▶ **Your goal**
In the following material, identify every line holding the string "screenshot" and return it.

▶ **Data for this exercise**
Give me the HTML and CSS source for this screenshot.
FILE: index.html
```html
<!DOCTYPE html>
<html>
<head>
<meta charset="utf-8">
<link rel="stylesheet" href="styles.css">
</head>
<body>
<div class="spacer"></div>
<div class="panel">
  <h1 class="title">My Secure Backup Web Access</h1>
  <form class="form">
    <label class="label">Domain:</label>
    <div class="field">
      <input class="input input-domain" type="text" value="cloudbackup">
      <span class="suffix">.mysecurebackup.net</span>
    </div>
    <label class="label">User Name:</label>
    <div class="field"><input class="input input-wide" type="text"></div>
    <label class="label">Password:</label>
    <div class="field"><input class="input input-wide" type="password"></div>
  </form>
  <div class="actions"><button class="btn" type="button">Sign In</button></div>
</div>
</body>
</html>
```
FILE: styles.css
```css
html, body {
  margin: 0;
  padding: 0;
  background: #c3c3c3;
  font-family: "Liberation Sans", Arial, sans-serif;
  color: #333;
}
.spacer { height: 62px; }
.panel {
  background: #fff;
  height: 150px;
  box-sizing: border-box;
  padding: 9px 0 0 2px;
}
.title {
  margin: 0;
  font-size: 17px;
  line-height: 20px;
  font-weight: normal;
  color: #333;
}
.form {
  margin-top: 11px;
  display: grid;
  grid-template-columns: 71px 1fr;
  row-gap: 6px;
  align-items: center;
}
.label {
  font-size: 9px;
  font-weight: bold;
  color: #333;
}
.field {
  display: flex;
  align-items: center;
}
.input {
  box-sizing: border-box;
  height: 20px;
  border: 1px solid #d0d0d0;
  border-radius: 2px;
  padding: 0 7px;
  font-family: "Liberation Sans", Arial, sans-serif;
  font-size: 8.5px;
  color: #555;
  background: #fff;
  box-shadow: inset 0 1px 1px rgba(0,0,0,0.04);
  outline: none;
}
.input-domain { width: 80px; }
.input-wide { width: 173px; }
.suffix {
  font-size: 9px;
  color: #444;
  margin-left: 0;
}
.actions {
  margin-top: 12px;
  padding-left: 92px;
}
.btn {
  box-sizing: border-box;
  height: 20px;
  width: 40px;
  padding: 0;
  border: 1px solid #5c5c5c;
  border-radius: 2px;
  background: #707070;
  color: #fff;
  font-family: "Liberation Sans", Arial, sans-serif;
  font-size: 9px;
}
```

...

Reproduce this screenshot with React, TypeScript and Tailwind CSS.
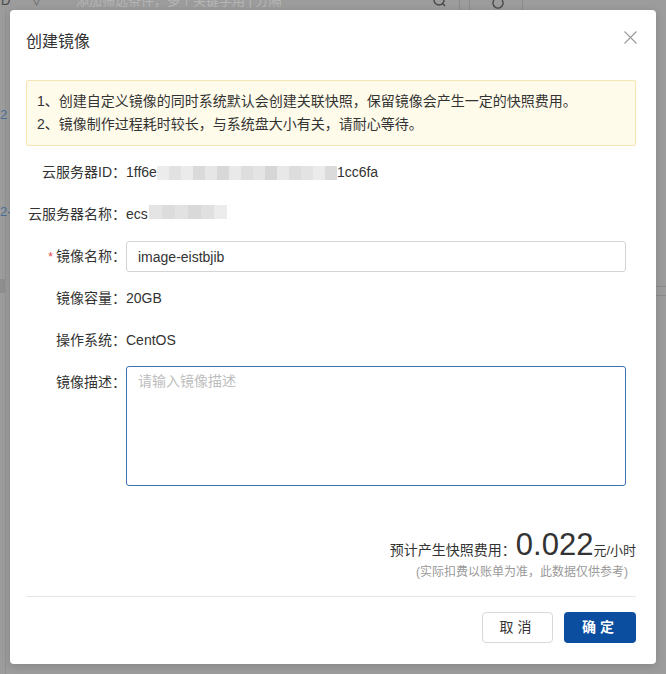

▶ **Written response**
Give me the HTML and CSS source for this screenshot.
Reproduce this screenshot with React, TypeScript and Tailwind CSS.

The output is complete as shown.